Arthur Wong: Double Vision and Ultraviolet. Ultraviolet really is a studio picture. With Double Vision, I could join the workshops. It was only opened for the ASC members, American Society of Cinematographers.
HKCinemagic: What would you like to say to people interested in the cinematography work?
Arthur Wong: First of all, read through the script many times, make sure you understand clearly.
Point number two is to have a very good communication with the director. Because you are you, he is he. What is his thinking? Maybe it is quite different from you imagine. That’s why you would not understand clearly how the director is going to make a movie in his way. And then, thirdly, use your heart. That’s it.

Another point: Understand the actors, who the lead is, etc. Different people act differently. So watch them during rehearsals. And maybe you’ll see the difference between the plan before and after, as the actor will act his way. So you have to adapt very fast.

This is the difference between HK movies and other countries. In the 1980s, the busiest period of the industry, a lot of time we didn’t have any script on hand. In the morning, the call time was 7 o’clock. The script would be faxed to the location at 9 o’clock. (Laughers) And then after the director read it he would say something new or very different from what was discussed the previous day. So you’d have to change very fast, adapt. This is the situation of HK movies. We don’t have very good preparation.

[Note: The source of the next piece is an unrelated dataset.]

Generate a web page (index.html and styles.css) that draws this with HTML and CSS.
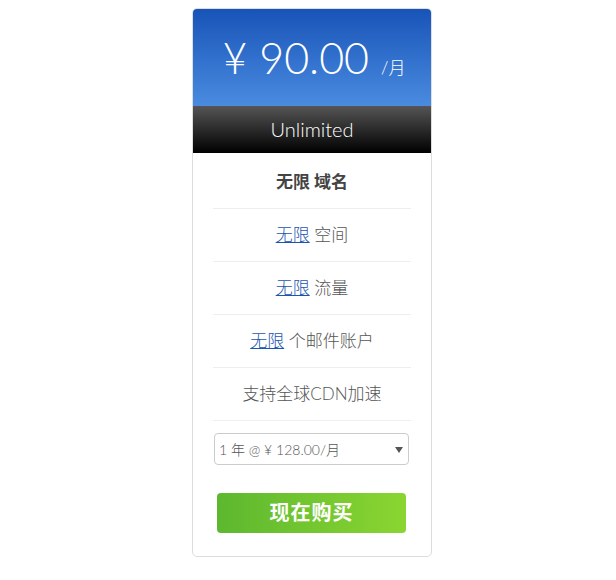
FILE: index.html
```html
<!DOCTYPE html>
<html lang="zh-CN">
<head>
    <meta charset="UTF-8">
    <title>Unlimited 套餐</title>
    <link rel="stylesheet" href="styles.css">
</head>
<body>
    <div class="plan">
        <div class="plan-price">
            <span class="amount">¥ 90.00</span>
            <span class="unit">/月</span>
        </div>
        <div class="plan-name">Unlimited</div>

        <ul class="features">
            <li><strong>无限 域名</strong></li>
            <li><a href="#">无限</a> 空间</li>
            <li><a href="#">无限</a> 流量</li>
            <li><a href="#">无限</a> 个邮件账户</li>
            <li>支持全球CDN加速</li>
        </ul>

        <div class="cycle">
            <div class="select-wrap">
                <select>
                    <option>1 年 @ ¥ 128.00/月</option>
                    <option>2 年 @ ¥ 108.00/月</option>
                    <option>3 年 @ ¥ 90.00/月</option>
                </select>
            </div>
        </div>

        <div class="order">
            <button>现在购买</button>
        </div>
    </div>
</body>
</html>
```

FILE: styles.css
```css
body {
    margin: 8px;
    font-family: Lato, "Noto Sans CJK SC", sans-serif;
    font-weight: 300;
    color: #555;
    background: #fff;
}
.plan {
    width: 238px;
    margin-left: 184px;
    border: 1px solid #ddd;
    border-radius: 5px;
    overflow: hidden;
}
.plan-price {
    height: 97px;
    display: flex;
    align-items: center;
    justify-content: center;
    gap: 12px;
    padding-left: 4px;
    color: #fff;
    background: linear-gradient(to bottom, #1854b8, #4a8be0);
}
.amount {
    font-size: 43px;
}
.unit {
    font-size: 17px;
    margin-top: 18px;
}
.plan-name {
    height: 47px;
    line-height: 47px;
    text-align: center;
    color: #fff;
    font-size: 20px;
    background: linear-gradient(to bottom, #555, #000);
}
.features {
    list-style: none;
    margin: 0;
    padding: 3px 20px 0;
}
.features li {
    height: 52px;
    line-height: 52px;
    text-align: center;
    font-size: 17px;
    border-bottom: 1px solid #eee;
}
.features strong {
    font-weight: bold;
    color: #444;
}
.features a {
    color: #1a55b0;
}
.cycle {
    padding: 12px 22px 0 21px;
}
.select-wrap {
    position: relative;
}
.select-wrap::after {
    content: "";
    position: absolute;
    right: 6px;
    top: 14px;
    border-left: 4px solid transparent;
    border-right: 4px solid transparent;
    border-top: 6px solid #555;
    pointer-events: none;
}
.cycle select {
    display: block;
    width: 100%;
    height: 32px;
    padding: 0 6px 0 4px;
    border: 1px solid #ccc;
    border-radius: 4px;
    background: #fff;
    color: #555;
    font-family: Lato, "Noto Sans CJK SC", sans-serif;
    font-weight: 300;
    font-size: 14px;
    appearance: none;
    -webkit-appearance: none;
}
.order {
    padding: 28px 25px 23px 24px;
}
.order button {
    width: 100%;
    height: 40px;
    padding: 0 0 3px;
    border: none;
    border-radius: 4px;
    color: #fff;
    font-family: "Noto Sans CJK SC", sans-serif;
    font-weight: bold;
    font-size: 20px;
    letter-spacing: 1px;
    background: linear-gradient(to right, #5db82f, #8ad531);
    cursor: pointer;
}
```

I don’t like this system. But I think it’s getting better and better. The money is tighter and tighter, so everybody has to be well prepared to save time and money on location. In the old days, every action choreographer would come up with the choreography on the set. But nowadays it’s different, you have to use video camera, pre plan everything and show it to the director: “in this scene we will fight like this or that.” He approves, and we go on location. We don’t have to think, just do it.